Pick every line with "React" from the material below.

DATA SHOWN -
↓↓↓
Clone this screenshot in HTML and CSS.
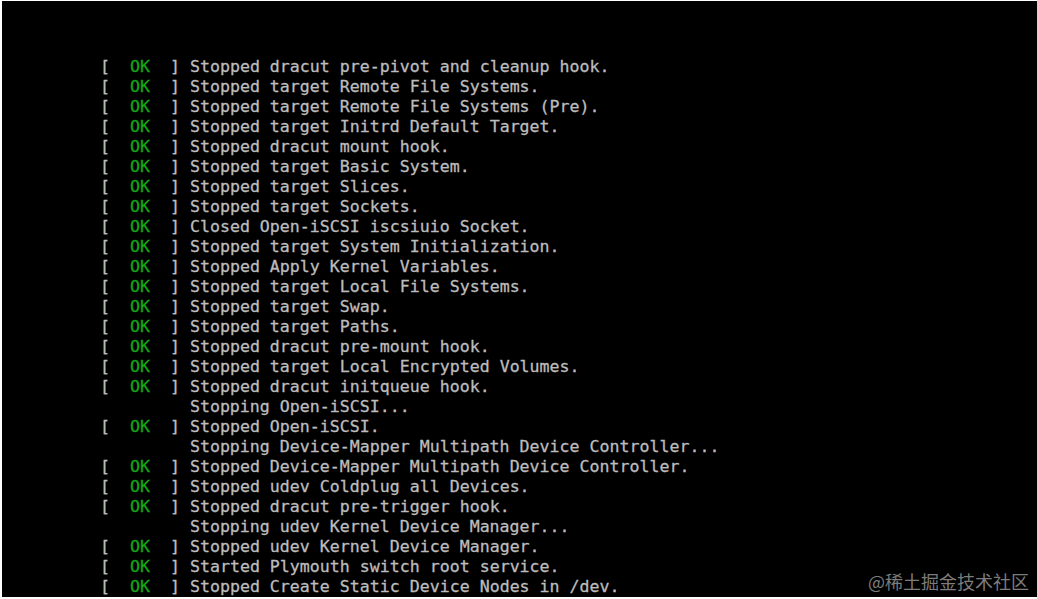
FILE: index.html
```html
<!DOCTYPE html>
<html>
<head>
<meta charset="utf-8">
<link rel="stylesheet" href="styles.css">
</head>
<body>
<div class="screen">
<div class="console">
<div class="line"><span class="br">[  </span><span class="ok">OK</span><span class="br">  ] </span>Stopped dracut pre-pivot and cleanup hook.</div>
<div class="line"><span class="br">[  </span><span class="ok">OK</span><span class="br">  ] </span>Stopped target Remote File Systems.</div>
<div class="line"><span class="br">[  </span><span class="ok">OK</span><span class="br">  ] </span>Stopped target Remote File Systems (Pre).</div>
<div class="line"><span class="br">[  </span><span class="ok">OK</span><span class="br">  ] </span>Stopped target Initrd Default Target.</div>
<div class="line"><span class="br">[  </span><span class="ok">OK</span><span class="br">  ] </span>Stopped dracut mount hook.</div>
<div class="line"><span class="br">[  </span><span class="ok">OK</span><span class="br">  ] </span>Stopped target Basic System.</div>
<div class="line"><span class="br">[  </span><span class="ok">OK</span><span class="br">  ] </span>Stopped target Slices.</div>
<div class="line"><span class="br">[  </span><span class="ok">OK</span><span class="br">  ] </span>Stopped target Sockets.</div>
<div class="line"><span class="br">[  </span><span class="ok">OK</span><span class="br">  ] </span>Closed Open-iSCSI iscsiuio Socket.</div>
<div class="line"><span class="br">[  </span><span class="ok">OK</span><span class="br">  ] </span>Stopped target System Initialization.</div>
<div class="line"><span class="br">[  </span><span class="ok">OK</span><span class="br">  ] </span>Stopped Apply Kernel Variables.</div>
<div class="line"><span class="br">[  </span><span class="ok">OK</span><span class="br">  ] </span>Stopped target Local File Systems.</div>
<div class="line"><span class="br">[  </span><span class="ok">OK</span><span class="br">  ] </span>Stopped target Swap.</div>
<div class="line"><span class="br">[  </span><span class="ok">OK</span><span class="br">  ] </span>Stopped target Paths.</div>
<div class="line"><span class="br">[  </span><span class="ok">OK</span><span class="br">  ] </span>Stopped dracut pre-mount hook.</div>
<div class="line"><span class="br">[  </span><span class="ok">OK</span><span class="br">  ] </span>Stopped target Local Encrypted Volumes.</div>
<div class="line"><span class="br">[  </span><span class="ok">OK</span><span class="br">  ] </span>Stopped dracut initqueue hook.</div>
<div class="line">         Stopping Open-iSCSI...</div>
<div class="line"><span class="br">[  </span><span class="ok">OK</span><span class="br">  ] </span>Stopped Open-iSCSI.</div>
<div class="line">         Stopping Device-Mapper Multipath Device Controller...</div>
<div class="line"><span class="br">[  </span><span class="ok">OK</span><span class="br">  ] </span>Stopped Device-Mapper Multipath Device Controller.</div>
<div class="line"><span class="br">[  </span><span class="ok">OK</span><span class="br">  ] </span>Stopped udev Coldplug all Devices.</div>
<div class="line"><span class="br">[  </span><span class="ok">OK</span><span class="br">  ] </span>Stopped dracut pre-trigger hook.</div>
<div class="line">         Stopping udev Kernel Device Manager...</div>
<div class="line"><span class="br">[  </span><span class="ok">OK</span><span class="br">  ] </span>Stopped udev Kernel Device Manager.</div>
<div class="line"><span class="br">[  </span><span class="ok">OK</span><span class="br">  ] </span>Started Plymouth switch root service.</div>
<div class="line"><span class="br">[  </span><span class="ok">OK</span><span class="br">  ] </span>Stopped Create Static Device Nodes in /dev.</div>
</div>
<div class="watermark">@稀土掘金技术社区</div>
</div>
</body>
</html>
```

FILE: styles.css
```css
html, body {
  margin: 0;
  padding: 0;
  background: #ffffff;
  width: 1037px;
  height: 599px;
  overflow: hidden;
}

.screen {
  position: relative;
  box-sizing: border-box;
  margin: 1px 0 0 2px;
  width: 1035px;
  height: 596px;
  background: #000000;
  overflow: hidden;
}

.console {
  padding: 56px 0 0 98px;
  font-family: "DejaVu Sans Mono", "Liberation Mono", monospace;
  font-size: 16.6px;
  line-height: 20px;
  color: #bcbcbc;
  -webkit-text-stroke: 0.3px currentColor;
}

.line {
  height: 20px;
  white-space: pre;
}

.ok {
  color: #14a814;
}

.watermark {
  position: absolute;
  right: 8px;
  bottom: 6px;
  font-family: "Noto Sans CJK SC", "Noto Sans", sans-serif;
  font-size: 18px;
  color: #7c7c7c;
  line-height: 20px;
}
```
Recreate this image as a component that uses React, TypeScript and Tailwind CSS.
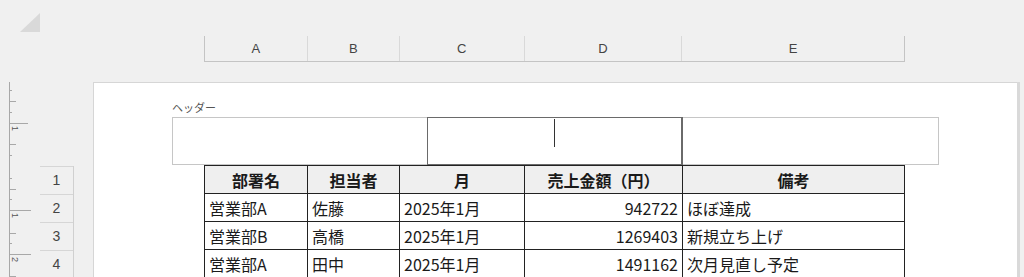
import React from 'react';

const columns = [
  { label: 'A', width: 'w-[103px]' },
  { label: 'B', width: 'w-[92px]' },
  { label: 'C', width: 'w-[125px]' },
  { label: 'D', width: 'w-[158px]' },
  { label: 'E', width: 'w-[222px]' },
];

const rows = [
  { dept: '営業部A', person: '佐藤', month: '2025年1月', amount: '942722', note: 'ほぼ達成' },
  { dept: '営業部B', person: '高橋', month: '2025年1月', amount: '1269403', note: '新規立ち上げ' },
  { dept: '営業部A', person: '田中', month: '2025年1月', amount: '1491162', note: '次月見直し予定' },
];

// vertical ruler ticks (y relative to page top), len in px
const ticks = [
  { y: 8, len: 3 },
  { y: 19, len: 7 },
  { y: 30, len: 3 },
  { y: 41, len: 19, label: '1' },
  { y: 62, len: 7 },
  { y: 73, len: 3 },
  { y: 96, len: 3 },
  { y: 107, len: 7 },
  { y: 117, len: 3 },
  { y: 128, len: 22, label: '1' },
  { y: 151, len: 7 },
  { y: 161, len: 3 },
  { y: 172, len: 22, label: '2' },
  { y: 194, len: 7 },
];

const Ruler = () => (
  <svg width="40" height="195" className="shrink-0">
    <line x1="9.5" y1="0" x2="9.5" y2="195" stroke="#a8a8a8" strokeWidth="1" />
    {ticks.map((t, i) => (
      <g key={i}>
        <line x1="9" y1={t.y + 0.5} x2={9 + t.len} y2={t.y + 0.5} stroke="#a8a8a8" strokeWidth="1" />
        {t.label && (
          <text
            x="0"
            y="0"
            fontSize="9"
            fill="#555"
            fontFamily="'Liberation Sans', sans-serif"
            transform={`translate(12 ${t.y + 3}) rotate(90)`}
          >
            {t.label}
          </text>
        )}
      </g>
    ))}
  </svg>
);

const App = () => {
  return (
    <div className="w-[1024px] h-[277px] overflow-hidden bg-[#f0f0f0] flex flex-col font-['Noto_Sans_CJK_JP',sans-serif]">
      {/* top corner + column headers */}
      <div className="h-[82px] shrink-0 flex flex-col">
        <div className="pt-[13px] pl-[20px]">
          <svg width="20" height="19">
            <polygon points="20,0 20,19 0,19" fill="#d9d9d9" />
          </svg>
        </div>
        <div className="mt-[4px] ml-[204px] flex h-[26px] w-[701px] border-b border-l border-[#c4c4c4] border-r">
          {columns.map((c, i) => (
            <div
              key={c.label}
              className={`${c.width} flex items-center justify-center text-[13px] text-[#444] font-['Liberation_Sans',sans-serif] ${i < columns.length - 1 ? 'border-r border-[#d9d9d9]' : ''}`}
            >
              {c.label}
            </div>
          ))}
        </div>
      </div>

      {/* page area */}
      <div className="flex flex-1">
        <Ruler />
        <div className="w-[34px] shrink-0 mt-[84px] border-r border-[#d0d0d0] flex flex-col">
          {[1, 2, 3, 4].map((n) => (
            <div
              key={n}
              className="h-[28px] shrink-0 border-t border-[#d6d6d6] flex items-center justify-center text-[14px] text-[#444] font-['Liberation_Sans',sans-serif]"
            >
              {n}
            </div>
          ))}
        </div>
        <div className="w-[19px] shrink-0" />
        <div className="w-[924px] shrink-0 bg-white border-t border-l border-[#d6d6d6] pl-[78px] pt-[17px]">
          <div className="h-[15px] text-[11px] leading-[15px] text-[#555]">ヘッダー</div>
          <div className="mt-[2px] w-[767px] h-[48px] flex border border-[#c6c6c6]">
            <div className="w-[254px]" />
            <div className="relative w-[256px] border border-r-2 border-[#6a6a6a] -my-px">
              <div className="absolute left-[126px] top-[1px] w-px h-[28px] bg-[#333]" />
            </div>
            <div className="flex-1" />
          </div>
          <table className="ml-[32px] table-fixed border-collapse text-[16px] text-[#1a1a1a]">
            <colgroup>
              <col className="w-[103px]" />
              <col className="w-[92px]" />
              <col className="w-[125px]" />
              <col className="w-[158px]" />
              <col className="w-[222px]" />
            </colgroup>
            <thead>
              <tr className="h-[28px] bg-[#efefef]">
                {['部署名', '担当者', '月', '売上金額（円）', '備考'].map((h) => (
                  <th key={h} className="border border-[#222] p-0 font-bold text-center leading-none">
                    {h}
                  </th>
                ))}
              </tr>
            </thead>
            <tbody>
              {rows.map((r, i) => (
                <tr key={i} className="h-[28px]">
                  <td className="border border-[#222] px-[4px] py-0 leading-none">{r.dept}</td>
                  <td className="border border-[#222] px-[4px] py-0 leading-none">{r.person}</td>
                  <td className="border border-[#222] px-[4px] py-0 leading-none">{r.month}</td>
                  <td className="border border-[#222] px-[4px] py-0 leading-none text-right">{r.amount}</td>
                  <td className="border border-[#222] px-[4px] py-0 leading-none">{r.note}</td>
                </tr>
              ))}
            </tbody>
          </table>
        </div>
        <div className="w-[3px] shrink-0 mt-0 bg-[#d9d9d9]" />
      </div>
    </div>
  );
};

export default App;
↑↑↑
CORRECT RESPONSE -
Recreate this image as a component that uses React, TypeScript and Tailwind CSS.
import React from 'react';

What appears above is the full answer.